Tuesday June 30 2020

Water Cabinet Secretary Sicily Kariuki (left) when she inspected the ongoing works at the Chemususu water supply and distribution project in Eldama Ravine on June 29, 2020. She said the project will be completed in December. PHOTO | ERIC MATARA | NATION MEDIA GROUP


The perennial water shortage in parts of Nakuru and Baringo counties will soon end with the completion of the Sh3 billion Chemususu supply project.

The water is being sourced from Chemususu Dam which was commissioned in 2017.

Water Cabinet Secretary Sicily Kariuki has directed the contractor to accelerate the project and ensure it is complete by December 2020.

The project was initially set to be completed by April 30, 2020 but was slowed down by the outbreak of the Covid-19 pandemic.

CS Kariuki, who inspected the project on Monday while accompanied by local leaders among them Baringo Governor Stanley Kiptis, revealed that the project is currently 70 per cent complete.



"The project was slowed down by the Covid-19 due to the measures set by the Ministry of Health to end the spread of the disease. However, I have directed the contractor to engage an additional 120 workers to accelerate completion and actualise the project by December 2020," said Ms Kariuki.

Upon completion, the project will serve at least 600,000 people in Eldama Ravine, Mogotio, Emining town, Kampi ya Moto, Esageri, Muserechi, Kabimoi, Vivian, Visoi, Rosoga as well as Kabarak University and parts of Rongai Constituency in Nakuru County.

A spot check by the Nation established that work on the distribution project along the Nakuru-Eldama Ravine Road where the pipeline is passing ahead of the December completion, is gathering momentum.

At least 30 water reservoirs in Eldama Ravine and Mogotio in Baringo County and Rongai Sub-County in Nakuru are 70 per cent complete.


The project involves the completion of a water treatment project, effluent sludge waste treatment and storage reservoirs among other key installations.

It involves construction of reservoirs in Kabarak, Kiptoim, Kelelwa and Eldama Ravine.


A mega treatment plant has also been built at the Sh5.5 billion Chemususu Dam and most pipes that will supply the water also laid.

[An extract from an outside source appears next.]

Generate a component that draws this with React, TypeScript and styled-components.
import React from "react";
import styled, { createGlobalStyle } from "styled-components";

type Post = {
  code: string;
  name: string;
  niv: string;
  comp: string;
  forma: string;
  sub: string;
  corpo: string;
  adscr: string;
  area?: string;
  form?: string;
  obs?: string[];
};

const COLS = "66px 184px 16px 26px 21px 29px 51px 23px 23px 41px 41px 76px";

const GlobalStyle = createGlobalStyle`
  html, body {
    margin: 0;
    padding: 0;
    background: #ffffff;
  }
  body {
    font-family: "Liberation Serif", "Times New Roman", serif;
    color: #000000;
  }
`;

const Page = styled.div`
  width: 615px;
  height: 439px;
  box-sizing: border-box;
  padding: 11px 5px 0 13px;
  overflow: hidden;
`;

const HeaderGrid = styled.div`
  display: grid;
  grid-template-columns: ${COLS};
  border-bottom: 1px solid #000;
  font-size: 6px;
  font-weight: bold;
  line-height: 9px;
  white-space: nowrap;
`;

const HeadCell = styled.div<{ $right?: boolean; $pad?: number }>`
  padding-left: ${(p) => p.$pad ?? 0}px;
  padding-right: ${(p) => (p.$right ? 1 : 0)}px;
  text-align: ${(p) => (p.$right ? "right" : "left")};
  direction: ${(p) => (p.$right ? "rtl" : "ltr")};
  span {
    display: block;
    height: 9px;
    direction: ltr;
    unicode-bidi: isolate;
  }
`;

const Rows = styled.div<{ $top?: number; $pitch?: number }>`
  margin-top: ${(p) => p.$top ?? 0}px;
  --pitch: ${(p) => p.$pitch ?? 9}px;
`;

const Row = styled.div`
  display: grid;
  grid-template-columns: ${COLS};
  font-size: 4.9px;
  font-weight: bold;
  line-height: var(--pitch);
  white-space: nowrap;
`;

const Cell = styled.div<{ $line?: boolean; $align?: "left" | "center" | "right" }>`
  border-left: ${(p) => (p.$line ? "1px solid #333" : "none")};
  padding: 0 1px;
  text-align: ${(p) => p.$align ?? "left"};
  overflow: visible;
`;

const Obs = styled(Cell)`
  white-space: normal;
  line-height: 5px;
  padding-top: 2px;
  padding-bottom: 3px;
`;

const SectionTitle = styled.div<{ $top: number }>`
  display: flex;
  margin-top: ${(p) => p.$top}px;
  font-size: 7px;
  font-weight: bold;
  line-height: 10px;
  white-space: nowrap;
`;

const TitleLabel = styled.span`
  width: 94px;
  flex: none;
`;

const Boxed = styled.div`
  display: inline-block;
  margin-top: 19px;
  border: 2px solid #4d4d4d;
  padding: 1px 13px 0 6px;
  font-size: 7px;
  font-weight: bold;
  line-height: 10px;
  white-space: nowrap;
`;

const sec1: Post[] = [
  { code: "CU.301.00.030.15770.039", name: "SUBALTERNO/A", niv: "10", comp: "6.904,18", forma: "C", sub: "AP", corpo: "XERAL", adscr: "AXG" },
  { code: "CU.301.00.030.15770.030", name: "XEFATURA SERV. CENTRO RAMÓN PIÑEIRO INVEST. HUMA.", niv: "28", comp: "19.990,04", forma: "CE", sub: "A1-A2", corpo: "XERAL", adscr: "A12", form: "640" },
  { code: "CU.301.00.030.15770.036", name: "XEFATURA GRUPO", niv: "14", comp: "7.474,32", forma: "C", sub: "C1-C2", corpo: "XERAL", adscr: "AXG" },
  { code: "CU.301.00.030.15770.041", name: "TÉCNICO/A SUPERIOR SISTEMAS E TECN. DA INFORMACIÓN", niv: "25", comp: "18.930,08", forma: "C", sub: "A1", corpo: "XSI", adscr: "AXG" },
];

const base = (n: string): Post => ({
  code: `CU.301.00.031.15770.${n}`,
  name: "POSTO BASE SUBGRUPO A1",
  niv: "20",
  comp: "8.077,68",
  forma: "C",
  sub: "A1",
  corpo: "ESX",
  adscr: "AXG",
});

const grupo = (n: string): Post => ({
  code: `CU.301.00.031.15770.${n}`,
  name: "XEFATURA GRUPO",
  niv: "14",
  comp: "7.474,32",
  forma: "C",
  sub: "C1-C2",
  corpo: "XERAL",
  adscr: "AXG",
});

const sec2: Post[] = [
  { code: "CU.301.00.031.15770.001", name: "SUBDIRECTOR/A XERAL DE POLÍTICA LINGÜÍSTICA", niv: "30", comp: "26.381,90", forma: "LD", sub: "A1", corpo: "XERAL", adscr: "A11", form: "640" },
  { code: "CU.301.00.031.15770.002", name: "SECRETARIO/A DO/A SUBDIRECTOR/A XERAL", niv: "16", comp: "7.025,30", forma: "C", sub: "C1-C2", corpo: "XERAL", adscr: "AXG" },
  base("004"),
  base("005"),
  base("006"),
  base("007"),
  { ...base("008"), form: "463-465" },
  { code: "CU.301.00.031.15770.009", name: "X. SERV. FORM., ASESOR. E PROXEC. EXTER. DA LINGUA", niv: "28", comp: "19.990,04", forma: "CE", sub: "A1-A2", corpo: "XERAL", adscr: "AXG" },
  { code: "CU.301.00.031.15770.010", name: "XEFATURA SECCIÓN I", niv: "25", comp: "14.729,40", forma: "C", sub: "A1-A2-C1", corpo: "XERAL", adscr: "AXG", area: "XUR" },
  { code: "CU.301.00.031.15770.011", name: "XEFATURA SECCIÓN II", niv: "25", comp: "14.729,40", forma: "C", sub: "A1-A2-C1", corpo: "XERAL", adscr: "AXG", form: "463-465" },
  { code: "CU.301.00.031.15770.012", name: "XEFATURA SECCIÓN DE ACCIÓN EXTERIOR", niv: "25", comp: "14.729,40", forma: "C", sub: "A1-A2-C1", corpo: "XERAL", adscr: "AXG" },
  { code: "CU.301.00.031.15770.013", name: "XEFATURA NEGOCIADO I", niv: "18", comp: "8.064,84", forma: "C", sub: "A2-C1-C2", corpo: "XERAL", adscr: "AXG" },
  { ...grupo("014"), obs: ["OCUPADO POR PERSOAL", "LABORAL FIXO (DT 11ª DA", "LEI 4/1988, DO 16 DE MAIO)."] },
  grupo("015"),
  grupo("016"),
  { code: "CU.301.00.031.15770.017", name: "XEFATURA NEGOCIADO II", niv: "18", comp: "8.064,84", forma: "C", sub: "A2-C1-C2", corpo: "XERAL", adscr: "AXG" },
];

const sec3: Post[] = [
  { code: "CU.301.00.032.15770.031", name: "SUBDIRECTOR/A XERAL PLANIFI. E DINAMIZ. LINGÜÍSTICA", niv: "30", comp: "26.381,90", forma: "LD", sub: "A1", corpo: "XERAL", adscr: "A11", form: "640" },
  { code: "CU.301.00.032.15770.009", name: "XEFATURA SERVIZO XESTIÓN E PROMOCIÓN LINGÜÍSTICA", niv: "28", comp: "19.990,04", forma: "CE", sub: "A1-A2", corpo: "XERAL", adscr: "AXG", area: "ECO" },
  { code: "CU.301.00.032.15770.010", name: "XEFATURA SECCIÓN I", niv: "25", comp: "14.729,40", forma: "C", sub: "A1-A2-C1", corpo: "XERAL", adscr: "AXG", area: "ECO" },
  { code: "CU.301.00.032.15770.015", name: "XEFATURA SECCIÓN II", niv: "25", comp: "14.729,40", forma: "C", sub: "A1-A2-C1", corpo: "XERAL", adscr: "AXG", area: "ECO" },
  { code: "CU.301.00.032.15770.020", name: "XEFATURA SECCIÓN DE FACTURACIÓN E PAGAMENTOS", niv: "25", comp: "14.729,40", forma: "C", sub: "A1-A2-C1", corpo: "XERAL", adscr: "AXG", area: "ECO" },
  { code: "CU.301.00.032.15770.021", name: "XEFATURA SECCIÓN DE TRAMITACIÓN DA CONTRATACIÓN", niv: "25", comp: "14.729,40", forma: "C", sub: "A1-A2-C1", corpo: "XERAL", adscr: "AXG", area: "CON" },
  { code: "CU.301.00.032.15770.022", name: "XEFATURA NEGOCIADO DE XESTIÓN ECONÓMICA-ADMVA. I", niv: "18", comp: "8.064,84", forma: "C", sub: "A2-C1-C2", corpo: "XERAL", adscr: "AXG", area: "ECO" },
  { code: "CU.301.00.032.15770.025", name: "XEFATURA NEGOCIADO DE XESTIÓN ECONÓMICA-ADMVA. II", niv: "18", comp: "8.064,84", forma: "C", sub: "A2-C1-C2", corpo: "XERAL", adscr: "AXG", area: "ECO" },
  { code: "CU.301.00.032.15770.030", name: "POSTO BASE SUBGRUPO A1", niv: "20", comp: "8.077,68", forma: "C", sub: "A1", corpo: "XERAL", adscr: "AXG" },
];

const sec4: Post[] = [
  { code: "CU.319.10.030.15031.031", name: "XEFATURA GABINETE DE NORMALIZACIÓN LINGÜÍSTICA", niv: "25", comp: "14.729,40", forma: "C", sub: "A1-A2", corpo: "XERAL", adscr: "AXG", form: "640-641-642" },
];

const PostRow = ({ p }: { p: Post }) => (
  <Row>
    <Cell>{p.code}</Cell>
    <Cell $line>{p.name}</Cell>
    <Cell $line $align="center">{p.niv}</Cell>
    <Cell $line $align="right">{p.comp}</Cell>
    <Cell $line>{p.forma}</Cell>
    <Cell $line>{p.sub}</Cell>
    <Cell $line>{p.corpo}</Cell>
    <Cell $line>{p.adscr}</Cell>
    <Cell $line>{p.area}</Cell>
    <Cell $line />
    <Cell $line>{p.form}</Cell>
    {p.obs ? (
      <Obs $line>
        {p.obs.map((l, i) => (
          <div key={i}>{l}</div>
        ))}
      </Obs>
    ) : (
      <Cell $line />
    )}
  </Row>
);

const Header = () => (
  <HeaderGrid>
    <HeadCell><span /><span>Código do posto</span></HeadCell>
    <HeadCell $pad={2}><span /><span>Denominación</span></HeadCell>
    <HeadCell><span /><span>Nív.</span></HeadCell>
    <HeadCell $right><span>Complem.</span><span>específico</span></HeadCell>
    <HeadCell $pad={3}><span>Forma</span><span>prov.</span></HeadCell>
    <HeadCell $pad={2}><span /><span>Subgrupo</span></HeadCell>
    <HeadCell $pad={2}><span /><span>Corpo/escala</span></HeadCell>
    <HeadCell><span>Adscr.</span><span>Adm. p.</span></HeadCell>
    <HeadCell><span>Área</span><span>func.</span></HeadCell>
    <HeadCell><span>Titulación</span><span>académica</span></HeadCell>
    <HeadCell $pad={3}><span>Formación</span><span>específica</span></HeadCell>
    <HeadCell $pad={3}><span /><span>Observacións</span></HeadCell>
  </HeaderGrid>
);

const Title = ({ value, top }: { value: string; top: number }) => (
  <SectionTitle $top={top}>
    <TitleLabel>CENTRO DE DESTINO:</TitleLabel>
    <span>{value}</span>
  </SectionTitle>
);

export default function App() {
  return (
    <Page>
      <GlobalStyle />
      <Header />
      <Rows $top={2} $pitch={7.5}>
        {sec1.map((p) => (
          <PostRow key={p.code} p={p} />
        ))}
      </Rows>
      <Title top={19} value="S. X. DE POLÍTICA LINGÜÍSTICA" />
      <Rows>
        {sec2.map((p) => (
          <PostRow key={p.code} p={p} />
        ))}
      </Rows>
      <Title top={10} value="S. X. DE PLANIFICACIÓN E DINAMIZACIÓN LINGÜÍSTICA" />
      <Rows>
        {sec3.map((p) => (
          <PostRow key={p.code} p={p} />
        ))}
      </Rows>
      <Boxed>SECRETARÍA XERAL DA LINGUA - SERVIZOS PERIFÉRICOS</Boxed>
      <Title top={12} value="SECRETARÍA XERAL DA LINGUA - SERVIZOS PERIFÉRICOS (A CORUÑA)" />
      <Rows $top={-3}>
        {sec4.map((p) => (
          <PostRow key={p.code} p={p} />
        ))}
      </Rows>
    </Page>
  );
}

CS Kariuki, who was accompanied by Water, Sanitation and Irrigation Chief Administrative Secretary Andrew Tuimur, Central Rift Water Works Development Agency CEO Hosea Wendot and other officials from the ministry, said at least 10 reservoirs of different capacities are ready, while others are in various stages of construction.

"We want to make sure that the project is completed by December 2020 so that residents in these areas can start enjoying access to clean and uninterrupted water supply,” said Mrs Kariuki.

Chemususu Dam is a flagship project of the Jubilee administration and one its kind in the region.

In 2017, President Uhuru Kenyatta commissioned the 45-metre high mega dam with a capacity of 12 million cubic metres of water.

Mr Wendot assured locals that the water supply project is firmly on course.

"It will be a big relief for locals considering that the area is normally dry and mostly relies on seasonal rivers,” said Mr Wendot.

More than 20 reservoirs of the dam are in Baringo County while the rest are in Nakuru.


The dam will help end the perennial water shortages and turn around the economy of the regions through irrigation.

The completion of Chemususu Dam in Eldama Ravine, Baringo County, three years ago raised hopes in the region of ending perennial water shortages and stimulating the local economies of Baringo and Nakuru.

Last year, the government announced it had set aside Sh4 billion for the supply of water from the dam to various parts of Baringo and Nakuru, including Mogotio, Emining and Rongai towns.

Chemususu Dam is located in Poror, in Koibatek District in the middle of the indigenous Chemususu Forest.

Baringo County now has two mega dams – Kirandich, situated in Kabarnet, Baringo Central with a holding capacity of four billion litres, and the Chemususu Dam.